The securities firm commended Innscor for a good set of results. Innscor said revenues went up 6% year-on-year to US$586 million buoyed by growth in sales volumes. This was despite notable price reductions across the portfolio.

IH said it believes the group’s focus on operational efficiencies will enable National Foods to further reduce their prices and compete in this space in a way that will not put major pressure on margins, adding it expects an uplift in earnings as the group scales its snacks business.

The harsh economic environment is seen shaping management decisions across industry going forward.

“As consumer incomes deteriorate we will have a preference for management teams that are best able to reduce operating cost bases in order to re-engineer pricing points to accessible levels in order to defend volumes,” added IH.

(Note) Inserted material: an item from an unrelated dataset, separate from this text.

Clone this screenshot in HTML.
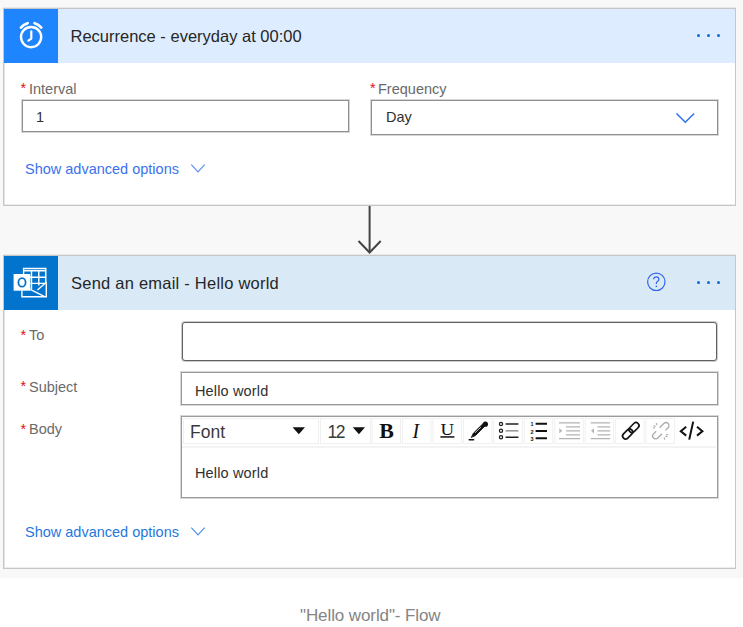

IH said the 2016 mid-year fiscal policy review statement issued last month by Finance minister Patrick Chinamasa reflected the continued fragility of the economy as evidenced by downward revisions of economic growth forecast for 2016 from 2,7% to 1,2% due to headwinds in key sectors of mining and agriculture, subdued FDI, the fiscal deficit and debt overhang.

“While there are factors beyond our control like the El Niño and low commodity prices, the depleting sources of income for Zimbabwe are of major concern; the country still faces the major hurdle of significantly growing exports in order to narrow the current account deficit which has led to the liquidity crisis,” IH said.

The report said the financial sector, which had been performing well, now faces uncertainty given perception issues around Treasury Bills due to a lack of capacity to service them as there were some “roll-overs” in July which may affect discount rates on the instruments going forward.

“We expect investor sentiment to remain negative as policy uncertainty persists exacerbated by hard currency shortages and perceptions around bond notes which are due to be released at the end of October,” IH added.